Por otro lado, la dependencia mediática de políticos-publicitarios, vale decir, la sumisión al reino de la trivialidad y del escaparate, representa la negación de las ideas complejas, sin las cuales la política pierde su alimento principal. Un escaparate en el que se persigue, cual Belarmino hiciera con Galileo, todo discurso complejo, lo cual impide que se eleve el vuelo político por encima del último titular de prensa o la penúltima encuesta de opinión. Una dependencia obsesiva que ha reducido drásticamente la autonomía política de los partidos. "Lo único importante es dar buena imagen", aseguran los nuevos maquiavelos que, como plaga, rodean a los líderes políticos, pero, dado que la elección exige la existencia de diferencias entre los 'elegibles', la relativa uniformidad de los contenidos se pretende ocultar detrás de unas diferencias 'virtuales'.

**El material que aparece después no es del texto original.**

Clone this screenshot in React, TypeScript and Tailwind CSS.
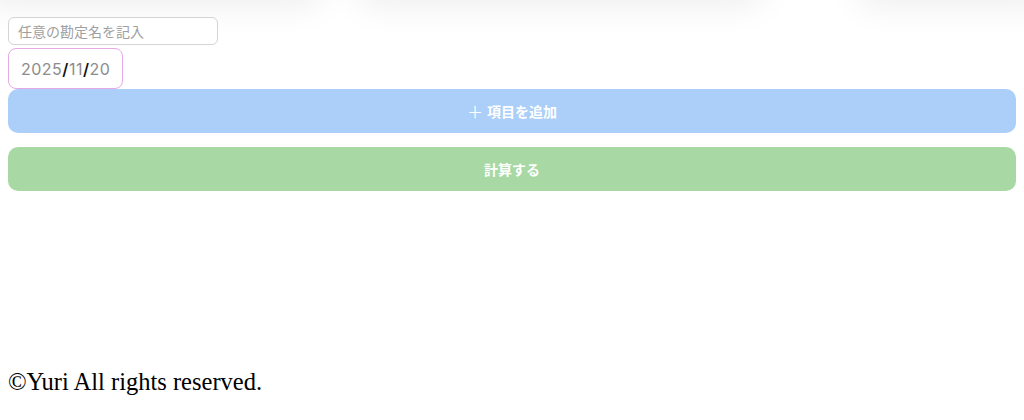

La representación es necesaria, pero no puede, en su acepción teatral, eliminar el texto. Y es precisamente la supresión del texto lo que se quiere obtener. Los asesores de imagen y los publicitarios políticos no buscan otra cosa y la estrechez de los márgenes a los que se ven sometidas las propuestas políticas es su gran aliada.
Un experto en campañas electorales, Xavier Roig, escribió lo siguiente: "Las campañas electorales no son más que un vehículo para la transmisión de un mensaje. De hecho, el mensaje es una versión de la vieja receta del marketing comercial. El candidato se tiene que plantear la venta de un producto... y ello supone una apuesta por la tecnificación y la profesionalización que, sin duda, ha creado alguna incomodidad ante lo que podría ser visto como una trivialización del debate político". ¡Y tanto!